Why have so many governments in low-income countries, particularly in Africa, started delivering cash transfers and other forms of social protection over the past decade? Part of the answer lies in the efforts of international development agencies, which, catalysed by the contradictions of global capitalism and related ideological shifts, have deployed new modes of governmentality to promote such interventions. However, this ignores the role of national-level political agency and cannot explain why the levels of commitment and the capacity to deliver cash transfers varies between different countries in Africa. Nor can this variation be explained by relative levels of growth or democracy. Instead, we argue that the capacity and commitment to deliver social protection flows from the nature of a country’s ‘political settlement’, particularly the level of inter-elite competition, the broader configuration of power in society to which elites respond and the paradigmatic ideas that hold sway amongst ruling elites. Our finding that dominant ruling coalitions perform better than coalitions in more competitive settings raises difficult issues regarding whether or not cash transfers may become a new site of progressive politics in Africa (cf. Ferguson 2015). Although seen as heralding a shift towards new ‘social contracts’ in Africa, cash transfers are currently more strongly associated with the pursuit of legitimacy by dominant coalitions and the deployment of clientelism amongst others.

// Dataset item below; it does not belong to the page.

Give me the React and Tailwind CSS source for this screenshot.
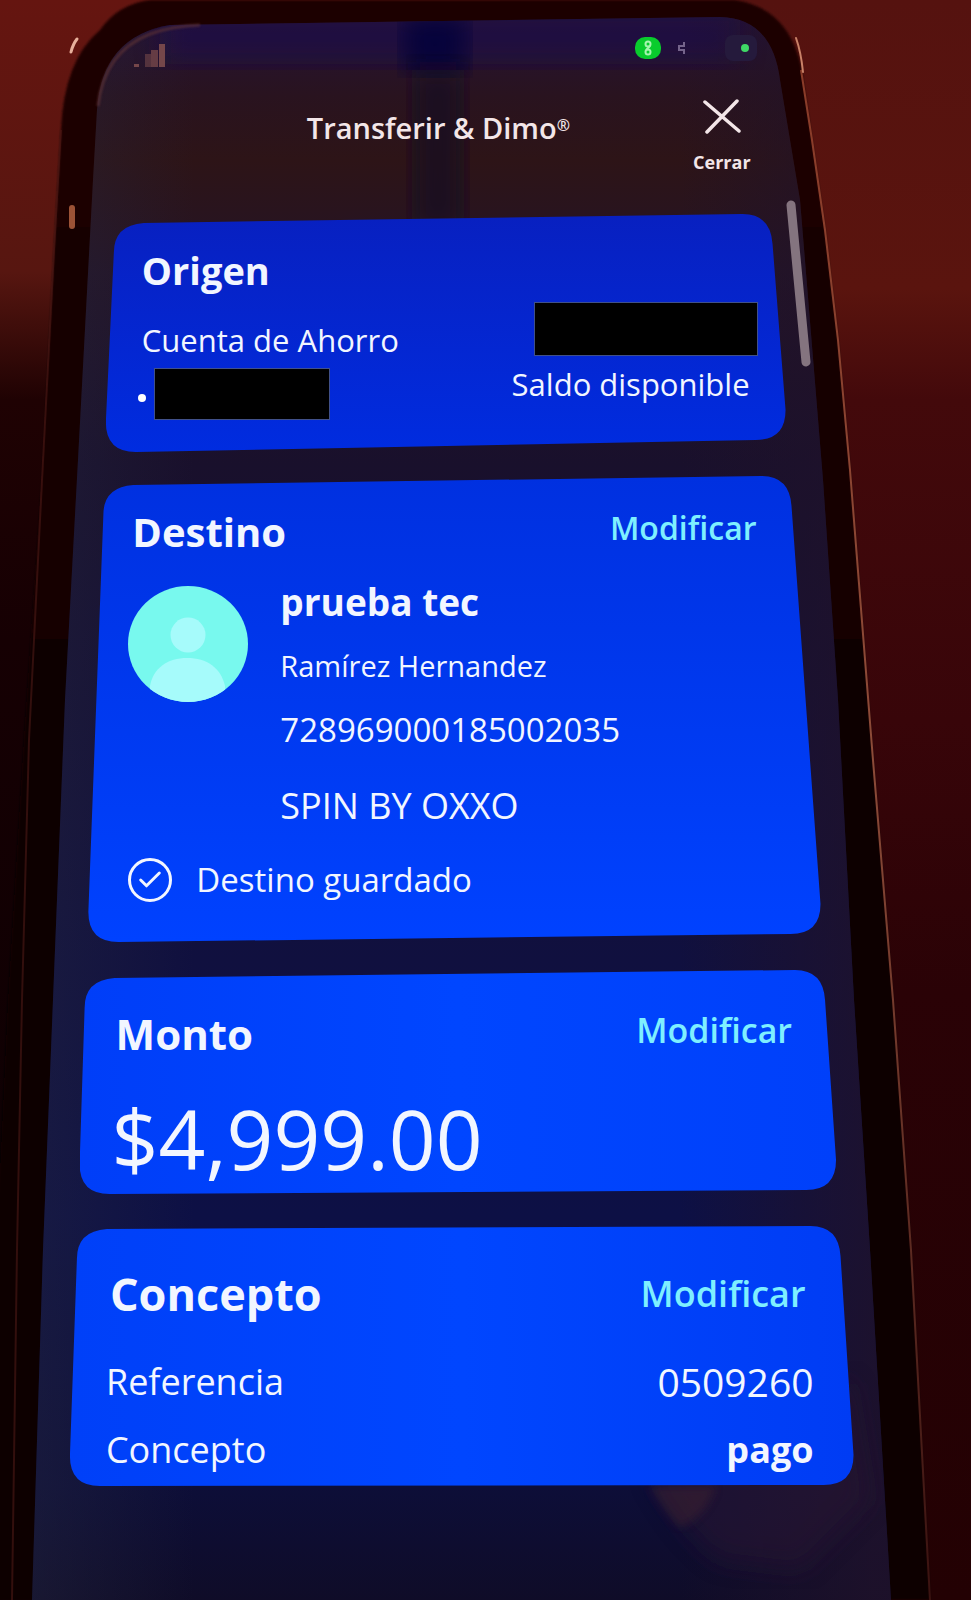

Sam Hickey is Professor of Politics and Development at the Global Development Institute, University of Manchester and joint Research Director (with Kunal Sen) of the Effective States and Inclusive Development Research Centre (www.effective-states.org). His work has been published in the leading journals in politics, development studies and African studies, and he has edited six collections, the most recent of which was The Politics of Inclusive Development: Interrogating the Evidence (Oxford University Press, 2015; with Kunal Sen and Badru Bukenya). His current research focuses on the politics of natural resource governance, social protection, women’s empowerment, state capacity (particularly in the form of bureaucratic pockets of bureaucratic effectiveness), and relational theories of social justice.